NOTE: The central insight of this post, and this whole series, comes from the work of Dr.
, theologian and author of God Can’t. His writing has been deeply influential in my faith journey, giving me language for what I had already begun to experience in my own life: that God is love, not control. His work helped me rediscover the Jesus I’ve always trusted, and reimagine a vision of God more beautiful than I ever dared to believe. I’m deeply grateful.The Question We Are Not Supposed To Ask
If God is love…
If God is good…
If God is powerful…
Why didn’t God stop it?
That’s the question behind so many others.
It’s the question I asked with every breath after chemo.
It’s the question in the quiet tears of abuse survivors.
It’s the question whispered by parents beside a casket.
It’s the question so many of us were told not to ask.
But I believe that asking it, honestly, painfully, relentlessly, is not a sign of weak faith.
It’s the beginning of real faith.
Because the version of God who could stop evil but doesn’t?
That’s not love. That’s indifference. Or worse.
The Problem of Evil
Theologians call it “the problem of evil.”
And they’ve been arguing about it for centuries.
It goes like this:
If God is all-powerful, God could stop evil.
If God is all-loving, God would want to stop evil.
But evil still exists.
So either God isn’t loving, isn’t powerful, or… something else is going on.
When I first started wrestling with this, the answers I found in books and sermons felt hollow.

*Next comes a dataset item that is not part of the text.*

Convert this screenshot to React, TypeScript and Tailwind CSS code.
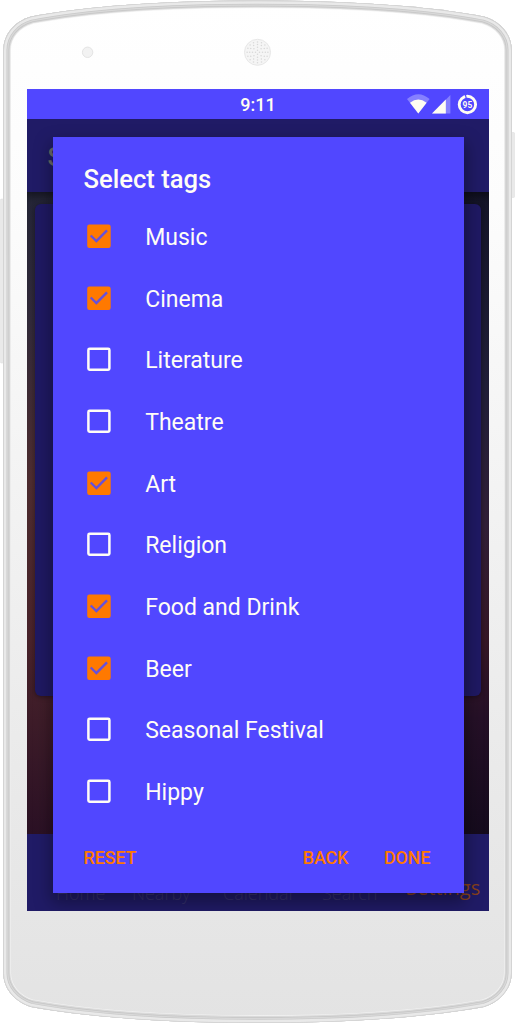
import React from "react";

const BODY =
  "M3.3 50 C3.3 34 15 21 31 16.5 C88 5.5 170 .5 257.5 .5 C345 .5 427 5.5 484 16.5 C500 21 511.7 34 511.7 50 V973 C511.7 989 500 1002 484 1007 C427 1017.5 345 1023 257.5 1023 C170 1023 88 1017.5 31 1007 C15 1002 3.3 989 3.3 973 Z";

const tags = [
  { name: "Music", checked: true },
  { name: "Cinema", checked: true },
  { name: "Literature", checked: false },
  { name: "Theatre", checked: false },
  { name: "Art", checked: true },
  { name: "Religion", checked: false },
  { name: "Food and Drink", checked: true },
  { name: "Beer", checked: true },
  { name: "Seasonal Festival", checked: false },
  { name: "Hippy", checked: false },
];

const speakerHoles = [
  { r: 2, n: 4 },
  { r: 5, n: 8 },
  { r: 7.8, n: 12 },
  { r: 10.4, n: 16 },
].flatMap(({ r, n }) =>
  Array.from({ length: n }, (_, i) => ({
    x: 257.5 + r * Math.cos((i * 2 * Math.PI) / n),
    y: 52.3 + r * Math.sin((i * 2 * Math.PI) / n),
  }))
);

function PhoneBody() {
  return (
    <svg className="absolute inset-0" width="515" height="1024" viewBox="0 0 515 1024">
      <defs>
        <linearGradient id="face" x1="0" y1="0" x2="0" y2="1024" gradientUnits="userSpaceOnUse">
          <stop offset="0" stopColor="#ffffff" />
          <stop offset=".2" stopColor="#fcfcfc" />
          <stop offset=".78" stopColor="#e9e9e9" />
          <stop offset="1" stopColor="#e3e3e3" />
        </linearGradient>
        <clipPath id="edge">
          <path d={BODY} />
        </clipPath>
      </defs>
      <rect x="0.4" y="199" width="5" height="164" rx="1" fill="#e9e9e9" stroke="#dddddd" strokeWidth=".5" />
      <rect x="509" y="132.5" width="5.6" height="65" rx="1" fill="#e9e9e9" stroke="#dddddd" strokeWidth=".5" />
      <path d={BODY} fill="url(#face)" />
      <g clipPath="url(#edge)" fill="none">
        <path d={BODY} stroke="#f4f4f4" strokeWidth="15.4" />
        <path d={BODY} stroke="#dadada" strokeWidth="14" />
        <path d={BODY} stroke="#c6c6c6" strokeWidth="11.8" />
        <path d={BODY} stroke="#d8d8d8" strokeWidth="10.4" />
        <path d={BODY} stroke="#c9c9c9" strokeWidth="7.8" />
        <path d={BODY} stroke="#e9e9e9" strokeWidth="6.4" />
        <path d={BODY} stroke="#cfcfcf" strokeWidth="1.4" />
      </g>
      <circle cx="87.6" cy="52.3" r="5.2" fill="#f2f2f2" stroke="#e4e4e4" />
      <circle cx="257.5" cy="52.3" r="13" fill="#f5f5f5" stroke="#e7e7e7" />
      {speakerHoles.map((h, i) => (
        <circle key={i} cx={h.x} cy={h.y} r=".75" fill="#d8d8d8" />
      ))}
    </svg>
  );
}

function StatusBar() {
  return (
    <div className="relative flex h-[30px] shrink-0 items-center justify-end bg-[#5147ff] pr-[10px] text-[#fffdf2]">
      <span className="absolute inset-x-0 top-[4px] text-center text-[18px] leading-6 font-medium">9:11</span>
      <svg width="72" height="22" viewBox="0 0 72 22">
        <path d="M0 6 Q11.3 -3.6 22.6 6 L11.3 20.5 Z" fill="#8680ff" />
        <path d="M3 9.8 Q11.3 3 19.6 9.8 L11.3 20.5 Z" fill="#fffdf2" />
        <path d="M25 20.5 L43.4 2 V20.5 Z" fill="#8680ff" />
        <path d="M25 20.5 L38.8 6.5 V20.5 Z" fill="#fffdf2" />
        <circle cx="60.4" cy="11.5" r="8.2" fill="none" stroke="#fffdf2" strokeWidth="2.9" />
        <path d="M58.2 1 L59.3 5.5" stroke="#5147ff" strokeWidth="1.2" />
        <text x="60.4" y="15" fontSize="9.5" fontWeight="700" textLength="9.6" lengthAdjust="spacingAndGlyphs" textAnchor="middle" fill="#fffdf2">95</text>
      </svg>
    </div>
  );
}

function Checkbox({ checked }: { checked: boolean }) {
  return (
    <svg className="shrink-0" width="24" height="24" viewBox="0 0 24 24">
      {checked ? (
        <>
          <rect x="0.2" y="0.5" width="23.5" height="23.4" rx="2.2" fill="#ff7900" />
          <path d="M3.7 11.5 L9.4 17.1 L20 6.4" fill="none" stroke="#6651dc" strokeWidth="2.4" />
        </>
      ) : (
        <rect x="1.4" y="1.7" width="21" height="21" rx="1.2" fill="none" stroke="#fffdf6" strokeWidth="2.5" />
      )}
    </svg>
  );
}

function TagDialog() {
  return (
    <div className="absolute top-[48px] left-[26px] flex h-[756px] w-[410.5px] flex-col bg-[#5147ff] text-[#fffdf6] shadow-[0_8px_16px_2px_rgba(0,0,0,0.35)]">
      <h2 className="h-[68.3px] pt-[26px] pl-[30.5px] text-[25.6px] leading-[32px] font-medium">Select tags</h2>
      <ul>
        {tags.map((tag) => (
          <li key={tag.name} className="flex h-[61.65px] items-center pl-[34px]">
            <Checkbox checked={tag.checked} />
            <span className="pt-[4px] pl-[34.2px] text-[23px] leading-7">{tag.name}</span>
          </li>
        ))}
      </ul>
      <div className="flex items-center pt-[22.4px] pl-[30.5px] text-[17.8px] leading-7 font-medium text-[#ff7900]">
        <button className="mr-auto">RESET</button>
        <button>BACK</button>
        <button className="mr-[33px] ml-[35.5px]">DONE</button>
      </div>
    </div>
  );
}

export default function App() {
  return (
    <div className="relative h-[1024px] w-[515px] overflow-hidden bg-white pt-[89px] pl-[27px] font-[Roboto,sans-serif]">
      <PhoneBody />
      <main className="relative flex h-[822px] w-[462px] flex-col overflow-hidden">
        <StatusBar />
        <header className="flex h-[73px] shrink-0 items-center bg-[#201b66] pt-[4px] pl-[20.5px] text-[25px] font-medium text-[#6a6a68]">S</header>
        <div className="flex flex-1 bg-[linear-gradient(180deg,#252638_0%,#332b3b_20%,#502e32_45%,#4b242c_70%,#2b1125_100%)]">
          <div className="flex-1 bg-[linear-gradient(180deg,#151529_0%,#22203a_30%,#332039_52%,#371827_70%,#251027_82%,#150b1d_100%)] [mask-image:linear-gradient(90deg,transparent_4%,black_96%)]" />
          <div className="relative -ml-[462px] w-[462px] shrink-0 px-2 pt-[12px] shadow-[inset_0_8px_8px_-4px_rgba(0,0,0,0.45)]">
            <div className="h-[492px] rounded-md bg-[#1f1963] shadow-[0_1px_5px_rgba(0,0,0,0.4)]" />
          </div>
        </div>
        <nav className="flex h-[77px] shrink-0 items-end bg-[#201b66] pb-[3px] pl-[29px] font-['Open_Sans',sans-serif] text-[18px] leading-[30px] font-light text-[#37326c]">
          <span className="w-[76px]">Home</span>
          <span className="w-[91px]">Nearby</span>
          <span className="w-[99px]">Calendar</span>
          <span className="w-[84px]">Search</span>
          <span className="mb-[5px] text-[20px] font-normal text-[#87401b]">Settings</span>
        </nav>
        <TagDialog />
      </main>
    </div>
  );
}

“God allowed this for a reason.”
“This is part of God’s mysterious plan.”
“You’ll understand someday.”
But here’s the truth:
If God is love, then God doesn’t stand by while people suffer, not even for a mysterious reason.
What If God Can’t?
The most freeing and faithful answer I’ve found is this:
God doesn’t won’t stop evil.
God can’t.
Not because God is weak.
But because God is love,
And love doesn’t control.
Love doesn’t force.
Love doesn’t override.
Love doesn’t insist on its own way.
“Love… does not insist on its own way.” 1 Corinthians 13:5 (NRSV)
If that’s true of human love, how much more true is it of divine love?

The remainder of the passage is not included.